Overlooking Ventilation Requirements in Loft Insulation Could Lead to ‘Unintended Consequences’

Loft insulation is one of the most common retrofit measures to be installed. However, through our PAS 2035 Compliance work, we have recently seen numerous properties that do not meet PAS 2035 and PAS 2030 compliance in terms of design and installation.

PAS 2030 accredited installers have installed loft insulation for years under numerous government schemes, however with the introduction of PAS 2035, there are more demanding criteria to meet when it comes to ventilation, namely compliance with BS5250, and it seems designers and installers either aren’t aware of these requirements or are simply ignoring them.

cold roof insultation

The retrofit assessment is of vital importance and should provide the designer with a good overview of the existing roof space and should capture the following information:

  • Whether the roofing membrane is “High Resistance (HR)” or “Low Resistance (LR)” as defined in BS5250
  • The location and condition of the loft hatch (including any draughtproofing)
  • Any defects/leaks within the roof void
  • Any services which are contained within the roof void (water tanks/mechanical ventilation)
  • Thickness of Insulation and coverage
  • Whether the roofs on the property are joined (accessible) or independent
  • An inspection should be made at the eaves to identify whether there is any eaves ventilation to the roof space and, if so, that it is not blocked by insulation

Phil Partridge, Retrofit Designer at VOR, says, “Ensuring adequate airflow within the roof space is crucial for preventing issues such as condensation, damp, and mould. It’s essential to consider the existing use of the roof space, access requirements for ventilation installation, and the type of roofing felt used, as this can significantly impact the amount of ventilation required to comply with BS5250.”

The key things to consider are;

  • Ventilation requirements post insulation – ensuring adequate airflow within roof space, BS5250 sets out the requirements for this. 
  • Roof access to install ventilation such as tile vents. 
  • Loft hatch – thermal bridge/condensation risk at loft hatch junction if not insulated adequately.
  • Existing roof space use – often limited post insulation (raised loft floor legs/decking required
  • Condensation in roof space – can lead to damp / mould problems and/or structural defects due to rot of roof structure. 
  • Existing services through ceiling/recessed downlights. 
  • The biggest issue is old-type roofing felt (bituminous) and the amount of ventilation required as defined by BS5250. Modern roofing membranes are much easier to deal with as they significantly reduce ventilation requirements.

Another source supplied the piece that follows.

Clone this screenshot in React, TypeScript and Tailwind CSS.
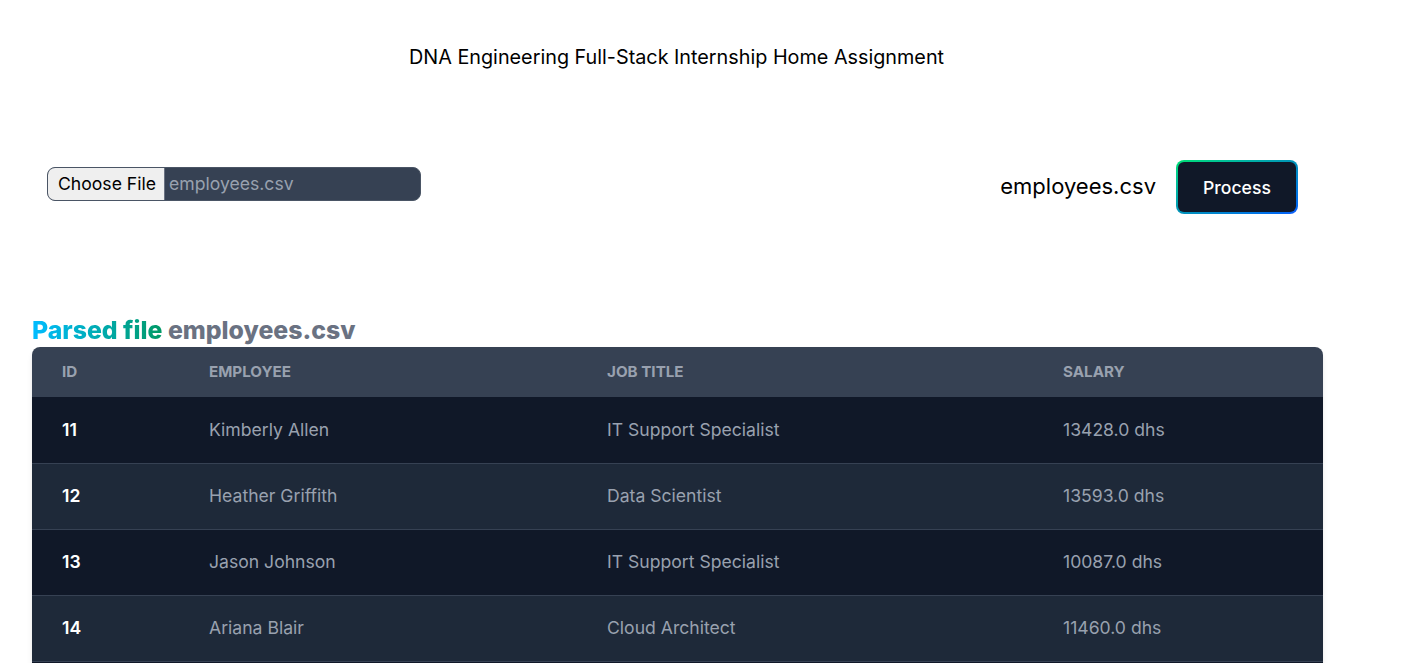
import React from "react";

const rows = [
  { id: 11, name: "Kimberly Allen", job: "IT Support Specialist", salary: "13428.0 dhs" },
  { id: 12, name: "Heather Griffith", job: "Data Scientist", salary: "13593.0 dhs" },
  { id: 13, name: "Jason Johnson", job: "IT Support Specialist", salary: "10087.0 dhs" },
  { id: 14, name: "Ariana Blair", job: "Cloud Architect", salary: "11460.0 dhs" },
  { id: 15, name: "Michael Brown", job: "Software Engineer", salary: "12000.0 dhs" },
];

export default function App() {
  return (
    <div className="min-h-screen bg-white font-['Inter',sans-serif] text-black">
      <div className="pt-[44px] pl-[409px]">
        <h1 className="text-[19.8px] leading-[26px] font-normal">DNA Engineering Full-Stack Internship Home Assignment</h1>
      </div>
      <div className="mt-[90px] flex items-start pl-[47px] pr-[118px]">
        <div className="mt-[7px] flex h-[34px] w-[374px] items-center overflow-hidden rounded-lg border border-gray-600 bg-gray-700 text-[17.6px]">
          <div className="flex h-full items-center border-r border-gray-500 bg-[#efefef] pl-[10px] pr-[8px] text-black">Choose File</div>
          <span className="pl-[4px] text-gray-400">employees.csv</span>
        </div>
        <div className="flex-1" />
        <div className="flex items-center gap-[20px]">
          <span className="-mt-[2px] text-[22px]">employees.csv</span>
          <div className="rounded-lg bg-gradient-to-br from-green-400 via-cyan-600 to-blue-600 p-[2px]">
            <div className="flex h-[50px] w-[118px] items-center justify-center rounded-[6px] bg-gray-900 pt-[2px] text-[17.6px] font-medium text-white">Process</div>
          </div>
        </div>
      </div>
      <div className="mt-[102px] pl-[32px] pr-[93px]">
        <h2 className="text-[24.8px] leading-[28px] font-extrabold">
          <span className="bg-gradient-to-r from-sky-400 to-emerald-600 bg-clip-text text-transparent">Parsed file</span>{" "}
          <span className="text-gray-500">employees.csv</span>
        </h2>
        <div className="mt-[3px] overflow-hidden rounded-t-lg shadow-md">
          <table className="w-full text-left text-[17.6px]">
            <thead className="bg-gray-700 text-[15.2px] font-bold uppercase text-gray-400">
              <tr className="h-[50px]">
                <th className="w-[177px] pl-[30px]">ID</th>
                <th className="w-[398px]">Employee</th>
                <th className="w-[456px]">Job Title</th>
                <th>Salary</th>
              </tr>
            </thead>
            <tbody>
              {rows.map((r, i) => (
                <tr
                  key={r.id}
                  className={`h-[66px] border-b border-gray-700 ${i % 2 === 0 ? "bg-gray-900" : "bg-gray-800"}`}
                >
                  <td className="pl-[30px] font-semibold text-white">{r.id}</td>
                  <td className="text-gray-400">{r.name}</td>
                  <td className="text-gray-400">{r.job}</td>
                  <td className="text-gray-400">{r.salary}</td>
                </tr>
              ))}
            </tbody>
          </table>
        </div>
      </div>
    </div>
  );
}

Condensation is a risk following loft insulation due to the following reasons:

  • Older/traditional buildings relied on natural ventilation/infiltration through building fabric elements, increasingly sealed up.
  • Homes are typically warmer today. 
  • Roof spaces (post insulation) are now colder, resulting in a more significant temp difference between air entering loft space, increasing the risk of condensation
  • Inadequate ventilation of roof space.

The key guidance for this measure is:

  • PAS 2035
  • BS 5250: 2021 Management of moisture in buildings – Code of practice
  • CITB – Loft Insulation Guide TRM 152/1
  • CITB – General requirements and guidance for the installation of cold roof loft insulation

In summary, loft insulation is vital to improving home energy efficiency. However, Proper attention must be paid to the ventilation requirements to avoid potential issues with moisture build-up, damp and mould. 

Retrofit designers and installers need to be aware of the industry standards and ensure the specific ventilation needs of each property are properly designed to BS5250 to ensure that the retrofit measures comply with PAS 2035.